Tetsuo Handa wrote:
On 2024/07/13 4:42, Dan Williams wrote:
@@ -2668,8 +2670,12 @@ static int dev_uevent(const struct kobject *kobj, struct kobj_uevent_env *env) if (dev->type && dev->type->name) add_uevent_var(env, "DEVTYPE=%s", dev->type->name);
- if (dev->driver)
add_uevent_var(env, "DRIVER=%s", dev->driver->name);
- /* Synchronize with module_remove_driver() */
- rcu_read_lock();
- driver = READ_ONCE(dev->driver);
- if (driver)
add_uevent_var(env, "DRIVER=%s", driver->name);
- rcu_read_unlock();
Given that read of dev->driver is protected using RCU,
@@ -97,6 +98,9 @@ void module_remove_driver(struct device_driver *drv) if (!drv) return;
where is
dev->driver = NULL;
performed prior to
It happens in __device_release_driver() and several places in the driver probe failure path.
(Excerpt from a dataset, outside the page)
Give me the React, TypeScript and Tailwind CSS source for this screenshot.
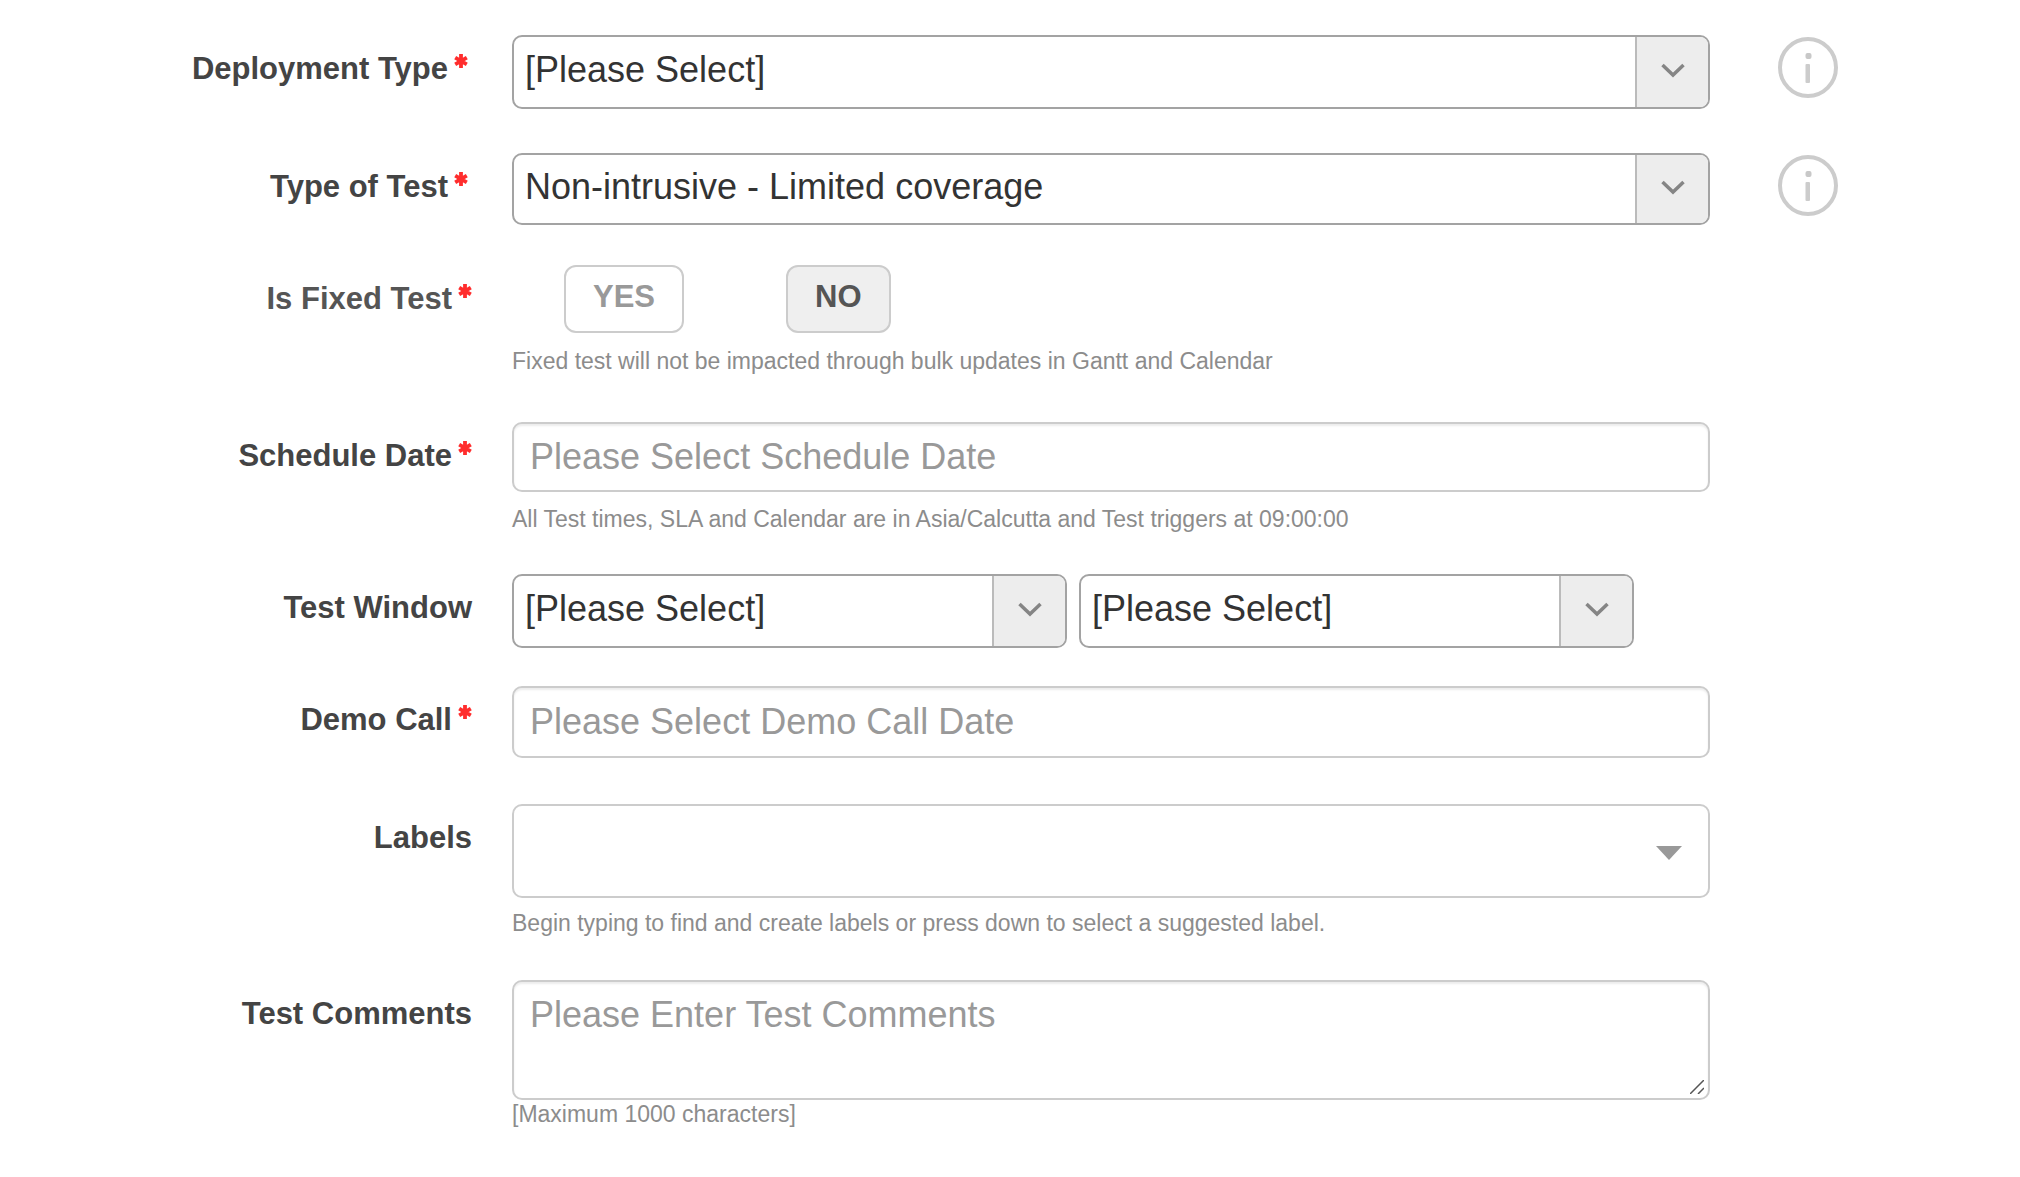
import React, { useState } from 'react';

const INPUT_CLASS =
  'block w-full rounded-[10px] border-2 border-[#ccc] bg-white px-4 text-[36px] text-[#555] placeholder:text-[#999] placeholder:opacity-100 shadow-[inset_0_2px_2px_rgba(0,0,0,0.075)] outline-none focus:border-[#66afe9]';

interface RowProps {
  label: string;
  htmlFor?: string;
  labelId?: string;
  required?: boolean;
  labelClass?: string;
  className?: string;
  aside?: React.ReactNode;
  children: React.ReactNode;
}

function RequiredMark() {
  return (
    <svg width="14" height="14" viewBox="0 0 14 14" stroke="#ff2d2d" strokeWidth="3.8" className="mt-1 ml-[6px]" aria-hidden="true">
      <path d="M7 0v14M1.2 3.6l11.6 6.8M12.8 3.6 1.2 10.4" />
    </svg>
  );
}

function Row({ label, htmlFor, labelId, required, labelClass = 'text-[#444]', className = '', aside, children }: RowProps) {
  const LabelTag = htmlFor ? 'label' : 'span';
  return (
    <div className={`grid grid-cols-[472px_minmax(0,1fr)_242px] ${className}`}>
      <LabelTag
        id={labelId}
        htmlFor={htmlFor}
        className={`flex items-start justify-end pt-[15px] text-[31px] leading-[38px] font-bold ${labelClass}`}
      >
        {label}
        {required && <RequiredMark />}
      </LabelTag>
      <div className="ml-10 mr-[68px] min-w-0">{children}</div>
      <div className="pt-[2px]">{aside}</div>
    </div>
  );
}

interface SelectBoxProps {
  id: string;
  options: string[];
  ariaLabel?: string;
  height?: string;
}

function SelectBox({ id, options, ariaLabel, height = 'h-[74px]' }: SelectBoxProps) {
  return (
    <div className={`relative w-full overflow-hidden rounded-[10px] border-2 border-[#a3a3a3] bg-white ${height}`}>
      <select
        id={id}
        aria-label={ariaLabel}
        className="block h-full w-full appearance-none bg-transparent pb-[5px] pl-[11px] pr-20 text-[36px] text-[#333] outline-none"
      >
        {options.map((option) => (
          <option key={option}>{option}</option>
        ))}
      </select>
      <span className="pointer-events-none absolute inset-y-0 right-0 flex w-[73px] items-center justify-center border-l-2 border-[#bbb] bg-[#ededed] pb-[3px]">
        <svg width="24" height="15" viewBox="0 0 24 15" fill="none" stroke="#858585" strokeWidth="3.5">
          <path d="M1.5 2 12 12 22.5 2" />
        </svg>
      </span>
    </div>
  );
}

function InfoButton({ label }: { label: string }) {
  return (
    <button type="button" aria-label={label} className="block cursor-pointer">
      <svg width="60" height="61" viewBox="0 0 60 61" fill="none">
        <ellipse cx="30" cy="30.5" rx="28" ry="28.5" stroke="#ccc" strokeWidth="4" />
        <rect x="27.5" y="16" width="6" height="6" rx="2" fill="#c8c8c8" />
        <rect x="27.5" y="27" width="4.5" height="19" rx="1" fill="#ccc" />
      </svg>
    </button>
  );
}

function Help({ children, className = '' }: { children: React.ReactNode; className?: string }) {
  return <p className={`text-[23px] leading-[26px] text-[#8c8c8c] ${className}`}>{children}</p>;
}

export default function App() {
  const [isFixed, setIsFixed] = useState(false);

  const toggleClass = (active: boolean) =>
    `h-[68px] rounded-xl border-2 border-[#ccc] px-[27px] pb-1 text-[31px] font-bold cursor-pointer ${
      active ? 'bg-[#efefef] text-[#555]' : 'bg-white text-[#999]'
    }`;

  return (
    <form
      className="min-h-screen bg-white pt-[35px] pb-10 font-['Liberation_Sans',Arial,sans-serif]"
      onSubmit={(e) => e.preventDefault()}
    >
      <Row
        label="Deployment Type"
        htmlFor="deployment-type"
        required
        labelClass="pr-1 text-[#444]"
        aside={<InfoButton label="About deployment type" />}
      >
        <SelectBox id="deployment-type" options={['[Please Select]']} />
      </Row>

      <Row
        label="Type of Test"
        htmlFor="test-type"
        required
        className="mt-11"
        labelClass="pr-1 text-[#444]"
        aside={<InfoButton label="About type of test" />}
      >
        <SelectBox id="test-type" options={['Non-intrusive - Limited coverage']} height="h-[72px]" />
      </Row>

      <Row label="Is Fixed Test" labelId="fixed-label" required className="mt-10" labelClass="text-[#555]">
        <div role="group" aria-labelledby="fixed-label" className="flex gap-[102px] pl-[52px]">
          <button type="button" aria-pressed={isFixed} className={toggleClass(isFixed)} onClick={() => setIsFixed(true)}>
            YES
          </button>
          <button type="button" aria-pressed={!isFixed} className={toggleClass(!isFixed)} onClick={() => setIsFixed(false)}>
            NO
          </button>
        </div>
        <Help className="mt-[15px]">Fixed test will not be impacted through bulk updates in Gantt and Calendar</Help>
      </Row>

      <Row label="Schedule Date" htmlFor="schedule-date" required className="mt-12">
        <input id="schedule-date" type="text" placeholder="Please Select Schedule Date" className={`${INPUT_CLASS} h-[70px]`} />
        <Help className="mt-[14px]">All Test times, SLA and Calendar are in Asia/Calcutta and Test triggers at 09:00:00</Help>
      </Row>

      <Row label="Test Window" htmlFor="window-start" className="mt-[42px]">
        <div className="mr-[76px] flex gap-3">
          <SelectBox id="window-start" options={['[Please Select]']} />
          <SelectBox id="window-end" options={['[Please Select]']} ariaLabel="Test window end" />
        </div>
      </Row>

      <Row label="Demo Call" htmlFor="demo-call" required className="mt-[38px]">
        <input id="demo-call" type="text" placeholder="Please Select Demo Call Date" className={`${INPUT_CLASS} h-[72px]`} />
      </Row>

      <Row label="Labels" htmlFor="labels" className="mt-[46px]">
        <div className="flex h-[94px] items-center rounded-[10px] border-2 border-[#ccc] bg-white pr-[26px]">
          <input id="labels" type="text" className="h-full min-w-0 flex-1 bg-transparent px-4 text-[36px] text-[#555] outline-none" />
          <button type="button" aria-label="Show suggested labels" className="cursor-pointer pt-1">
            <svg width="26" height="14" viewBox="0 0 26 14" fill="#999">
              <path d="M0 0h26L13 14z" />
            </svg>
          </button>
        </div>
        <Help className="mt-3">Begin typing to find and create labels or press down to select a suggested label.</Help>
      </Row>

      <Row label="Test Comments" htmlFor="comments" className="mt-11">
        <div className="relative">
          <textarea
            id="comments"
            maxLength={1000}
            placeholder="Please Enter Test Comments"
            className={`${INPUT_CLASS} h-[120px] resize-none pt-3 leading-[42px]`}
          />
          <svg
            width="14"
            height="14"
            viewBox="0 0 14 14"
            stroke="#555"
            strokeWidth="1.5"
            className="pointer-events-none absolute right-[6px] bottom-[6px]"
          >
            <path d="M0 14 14 0M8 14l6-6" />
          </svg>
        </div>
        <Help className="mt-px">[Maximum 1000 characters]</Help>
      </Row>
    </form>
  );
}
However, the point of this patch is that the "dev->driver = NULL" event does not really matter for this sysfs attribute.
This attribute just wants to opportunistically report the driver name to userspace, but that result is ephemeral. I.e. as soon as a dev_uevent() adds a DRIVER environment variable that result could be immediately invalidated before userspace has a chance to do anything with the result.
Even with the current device_lock() solution userspace can not depend on the driver still being attached when it goes to act on the DRIVER environment variable.
- /* Synchronize with dev_uevent() */
- synchronize_rcu();
this synchronize_rcu(), in order to make sure that READ_ONCE(dev->driver) in dev_uevent() observes NULL?
No, this synchronize_rcu() is to make sure that if dev_uevent() wins the race and observes that dev->driver is not NULL that it is still safe to dereference that result because the 'struct device_driver' object is still live.
A 'struct device_driver' instance is typically static data in a kernel module that does not get freed until after driver_unregister(). Calls to driver_unregister() typically only happen at module removal time. So this synchronize_rcu() delays module removal until dev_uevent() finishes reading driver->name.